Instantons and Harmonic Maps

Abstract

Differential equations arising in Physics often appear as the Euler-Lagrange equations for a certain functional on a space of maps; in this lecture we shall be concerned with two recent examples, namely Yang-Mills theory and the theory of σ-models. Two striking features here are (a) the existence of special solutions known as instantons, and (b) the possibility of a topological relation between the parameter space or moduli space of instantons and the space on which the functional is defined.
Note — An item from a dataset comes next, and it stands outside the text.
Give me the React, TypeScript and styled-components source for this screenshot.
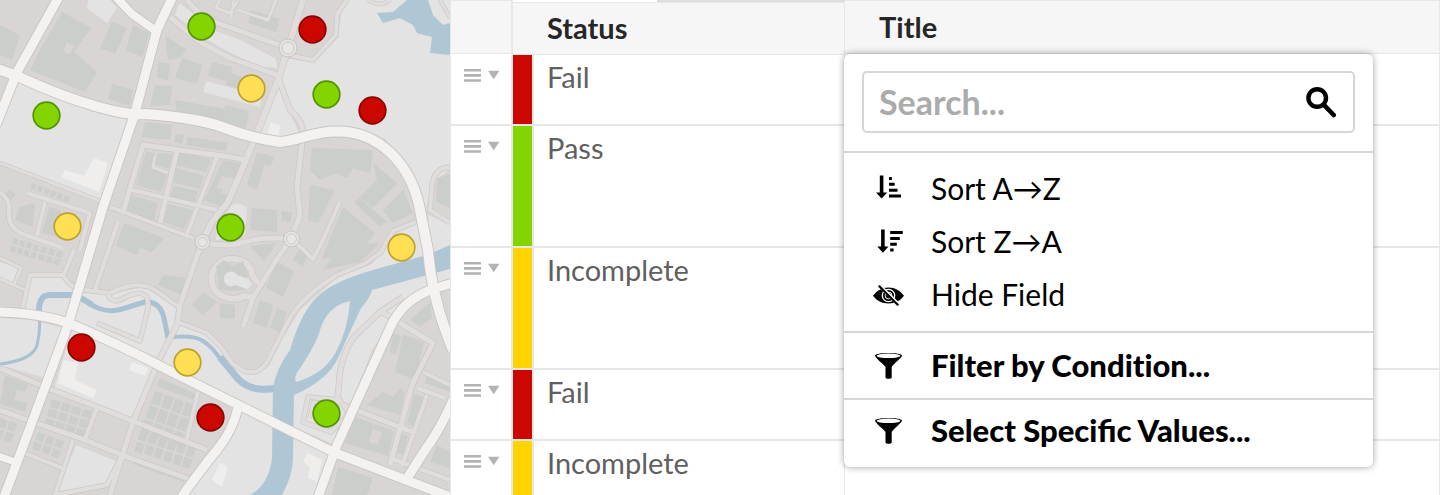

Technical problems with the Yang-Mills functional have prompted comparison with a general situation where some results already exist, i.e. the study of the energy functional $$ E:f \mapsto \frac{1}{2}\int\limits_M {{{\left| {df} \right|}^2}} $$ defined on the space of smooth maps Map(M,N) between (compact) Riemannian manifolds M,N. The critical points for E are, by definition, harmonic maps. This actually includes the usual σ-model example [10,11,20] where M = CP1 and N = CPn. Recent work of M. F. Atiyah and S. K. Donaldson (see [2]) indicates that this is much more than a useful analogy, however: Yang-Mills instantons for a G-bundle over S4 may be identified with “σ-model instantons” if M = CP1 and N is replaced by the infinite dimensional Lie group ΩG consisting of loops on G.